Glenwood Springs High student among winning playwrights
January 31, 2014
If you go
What: “Take Ten” 2014
When: 7:30 p.m. Sunday, Monday and Tuesday, Feb. 2-4
Where: Aspen High School Black Box Theater
Tickets: $25 adults, $12 students
For reservations, email email@example.com or call (970) 618-5219
GLENWOOD SPRINGS — Jamie Harris doesn't do drama himself. In fact, as an aspiring screen writer and filmmaker, he said he prefers a good action-adventure movie to a drama any day.
But the 17-year-old senior student at Glenwood Springs High School discovered a flare for the dramatic when he was given an assignment by his creative writing teacher, Bryan Koster, to write a short play.
Not only were Harris and his classmates tasked with writing plays, their works were to be entered in the Aspen Theater Masters' annual Aspiring Playwrights Competition, which is open to high school students from Aspen to Glenwood Springs.
"I had little or no experience as a playwright until this class assignment," said Harris, who is hoping to study film and art at the University of Colorado at Boulder next fall.
"So, I thought about the biggest conflict I could think of that a person could face," he said.
The result, a play titled "The Death of Decisions," was selected as one of two high school student plays to be performed by a local cast of actors as part of the Theater Masters Take Ten 2014 this coming Sunday, Monday and Tuesday evenings in Aspen.
The festival will include 10 plays, each about 10 minutes long.
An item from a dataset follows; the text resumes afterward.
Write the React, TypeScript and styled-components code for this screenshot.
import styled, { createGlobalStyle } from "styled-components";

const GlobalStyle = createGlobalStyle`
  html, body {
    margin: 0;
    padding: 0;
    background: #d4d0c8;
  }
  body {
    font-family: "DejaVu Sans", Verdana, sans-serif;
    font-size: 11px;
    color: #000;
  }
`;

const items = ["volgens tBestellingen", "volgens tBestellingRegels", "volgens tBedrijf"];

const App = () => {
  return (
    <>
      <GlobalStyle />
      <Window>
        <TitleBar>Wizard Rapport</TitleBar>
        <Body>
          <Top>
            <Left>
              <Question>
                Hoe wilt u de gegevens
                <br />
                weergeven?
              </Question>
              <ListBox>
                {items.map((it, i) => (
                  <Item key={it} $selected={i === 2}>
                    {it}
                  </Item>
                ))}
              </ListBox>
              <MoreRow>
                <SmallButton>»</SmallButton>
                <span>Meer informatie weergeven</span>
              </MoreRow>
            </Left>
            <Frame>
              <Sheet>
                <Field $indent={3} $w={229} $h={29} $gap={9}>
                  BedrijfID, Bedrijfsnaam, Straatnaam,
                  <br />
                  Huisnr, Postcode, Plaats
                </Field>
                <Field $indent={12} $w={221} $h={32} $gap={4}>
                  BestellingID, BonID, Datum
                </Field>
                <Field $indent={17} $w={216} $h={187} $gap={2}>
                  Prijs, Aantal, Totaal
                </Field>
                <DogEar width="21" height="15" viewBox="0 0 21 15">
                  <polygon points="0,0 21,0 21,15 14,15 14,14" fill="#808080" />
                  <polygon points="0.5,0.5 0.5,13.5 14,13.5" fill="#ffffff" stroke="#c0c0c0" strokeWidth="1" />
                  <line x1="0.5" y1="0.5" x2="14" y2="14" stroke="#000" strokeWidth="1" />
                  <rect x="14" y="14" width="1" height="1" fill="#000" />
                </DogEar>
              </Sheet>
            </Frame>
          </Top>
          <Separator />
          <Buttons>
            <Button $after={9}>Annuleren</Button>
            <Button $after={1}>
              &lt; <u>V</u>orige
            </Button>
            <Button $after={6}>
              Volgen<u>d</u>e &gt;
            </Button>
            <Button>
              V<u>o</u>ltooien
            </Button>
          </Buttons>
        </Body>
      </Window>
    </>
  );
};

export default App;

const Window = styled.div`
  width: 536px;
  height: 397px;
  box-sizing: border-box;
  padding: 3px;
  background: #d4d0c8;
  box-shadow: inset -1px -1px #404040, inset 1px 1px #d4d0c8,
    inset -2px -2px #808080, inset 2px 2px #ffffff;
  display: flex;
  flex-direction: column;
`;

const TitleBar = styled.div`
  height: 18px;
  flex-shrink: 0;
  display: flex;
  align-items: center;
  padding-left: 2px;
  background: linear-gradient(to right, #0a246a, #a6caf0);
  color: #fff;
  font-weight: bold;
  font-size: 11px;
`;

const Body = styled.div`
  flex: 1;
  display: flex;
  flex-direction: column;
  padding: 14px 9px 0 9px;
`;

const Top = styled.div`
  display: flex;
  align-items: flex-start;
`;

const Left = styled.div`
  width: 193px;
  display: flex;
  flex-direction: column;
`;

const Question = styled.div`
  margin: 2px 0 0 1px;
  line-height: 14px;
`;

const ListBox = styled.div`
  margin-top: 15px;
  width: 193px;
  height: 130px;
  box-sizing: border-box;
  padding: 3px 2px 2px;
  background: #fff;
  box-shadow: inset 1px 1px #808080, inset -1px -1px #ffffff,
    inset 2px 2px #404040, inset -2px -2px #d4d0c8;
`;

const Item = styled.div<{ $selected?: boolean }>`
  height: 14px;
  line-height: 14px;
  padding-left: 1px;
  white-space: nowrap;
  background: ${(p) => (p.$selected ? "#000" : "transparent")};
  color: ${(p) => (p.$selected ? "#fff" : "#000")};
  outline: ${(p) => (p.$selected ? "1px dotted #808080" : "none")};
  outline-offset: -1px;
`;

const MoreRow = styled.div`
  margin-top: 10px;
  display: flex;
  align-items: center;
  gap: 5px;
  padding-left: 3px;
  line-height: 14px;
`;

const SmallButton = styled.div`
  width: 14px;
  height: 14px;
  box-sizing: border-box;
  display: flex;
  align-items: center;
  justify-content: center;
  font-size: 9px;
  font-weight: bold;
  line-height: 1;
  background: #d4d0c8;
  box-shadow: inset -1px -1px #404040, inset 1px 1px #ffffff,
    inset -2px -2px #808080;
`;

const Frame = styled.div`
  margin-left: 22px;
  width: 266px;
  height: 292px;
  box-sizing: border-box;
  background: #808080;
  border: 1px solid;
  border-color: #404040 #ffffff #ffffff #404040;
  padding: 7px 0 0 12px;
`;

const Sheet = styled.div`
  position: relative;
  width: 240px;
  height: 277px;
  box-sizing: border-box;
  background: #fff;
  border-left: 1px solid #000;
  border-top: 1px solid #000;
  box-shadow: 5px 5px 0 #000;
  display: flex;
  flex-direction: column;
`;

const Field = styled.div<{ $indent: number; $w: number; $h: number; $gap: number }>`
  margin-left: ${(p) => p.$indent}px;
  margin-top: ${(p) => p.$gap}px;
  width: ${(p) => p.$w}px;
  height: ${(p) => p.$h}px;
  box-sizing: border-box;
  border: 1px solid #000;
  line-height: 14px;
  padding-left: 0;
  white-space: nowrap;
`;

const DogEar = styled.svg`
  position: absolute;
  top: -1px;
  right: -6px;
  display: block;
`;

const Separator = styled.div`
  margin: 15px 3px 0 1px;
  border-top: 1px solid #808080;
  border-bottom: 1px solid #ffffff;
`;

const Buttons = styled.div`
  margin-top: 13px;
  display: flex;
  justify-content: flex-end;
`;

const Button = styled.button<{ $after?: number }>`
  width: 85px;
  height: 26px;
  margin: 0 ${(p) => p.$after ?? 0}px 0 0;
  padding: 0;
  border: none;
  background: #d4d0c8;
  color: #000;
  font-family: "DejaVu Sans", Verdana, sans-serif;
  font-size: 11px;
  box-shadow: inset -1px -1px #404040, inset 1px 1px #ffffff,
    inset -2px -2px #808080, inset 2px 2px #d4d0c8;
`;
In addition to the two high school student playwright selections (including one by Aspen High's Talitha Jones), eight plays written by college students as part of the 2014 National MFA Playwrights Competition will also be performed.
Harris's play is about a man who has a wife and two children, but is often torn between family obligations and his high-pressure job working as a geologist for the federal government.
When a co-worker shares information that scientists discovered evidence that the Earth is about to implode, but that there's a 17 percent chance of preventing it with the man's help, he faces a tough decision.
"His wife wants him to stay home and be with his family," Harris said. "So, he either leaves knowing there's a good chance he'll never see his family again, or he stays with them and it's almost guaranteed that the world will end."
This is the second straight year that students from Glenwood Springs High have been selected in the valley's Aspiring Playwrights Competition, said Koster, who began teaching the upper-level writing class last year.
Last year, former Glenwood students Isaac Carlson and Quenton Henry, who have since graduated, and Olivia Hayes, who is a senior this year, had their play "May the Best Man Win" selected to be performed in the festival.
About 20 different plays, written either by individual students or groups of students, were submitted to the competition this year, Koster said.
"I really was impressed when I first read it," he said of Harris's play. "He's done some other work that is very high quality, and he just has a fine sense of story-telling."
The play "focuses on the core values of family — loyalty, duty, a sense of responsibility," Koster said.
"It's a really good story about how to make a difficult choice when all of that is pulling you in different directions, and it's something all audience members can relate to," he said.
Harris said he applies the same thought process to his writing as he does to his artwork.
"I do sculpting now, mostly clay, and I really like to try out different things," Harris said. One of his current art projects involves putting a glass mosaic over a steer skull.
"A lot of times I get an idea in my head and the only way to get it out is to write it," he said. "It's the same with my art, where I picture it in my head and then I have to work with my hands to get it out."
Harris had a chance to catch one of the rehearsals earlier this week, and said he was moved hearing the words he had written being performed by real actors.
"The actors they chose to do my play managed to make it pretty identical to what I had imagined," Harris said.
Naomi McDougall Jones is the festival producer and a Roaring Fork Valley native who now lives and acts in New York. She is also one of more than 20 actors from various theater groups in the valley who were selected through auditions to act out the plays.
"This is our 12th year of doing the high school competition, and the eighth year we have done it in conjunction with the National MSA competition," McDougall Jones explained.
She said the high school division is a great opportunity for aspiring writers to learn about the potential of writing plays or screen plays for films as a career possibility.
McDougall Jones' younger sister, Talitha, is the other high school playwright competition winner. Her play, "Who's paying?," is a comedy about an online date gone awry, she said.
Besides the high school playwright selections, college students from seven different colleges and universities will have their winning plays performed. Schools represented include Carnegie Mellon, Columbia, Northwestern, NYU, University of Iowa, Yale and the University of Texas at Austin.
In addition to the Take Ten performances, the public is also invited to attend a free panel discussion at 5 p.m. Saturday at the Aspen Institute. The panel will include Broadway actor and writer Robert LuPone and Andrew Leynse, director of Primary Stages in New York City.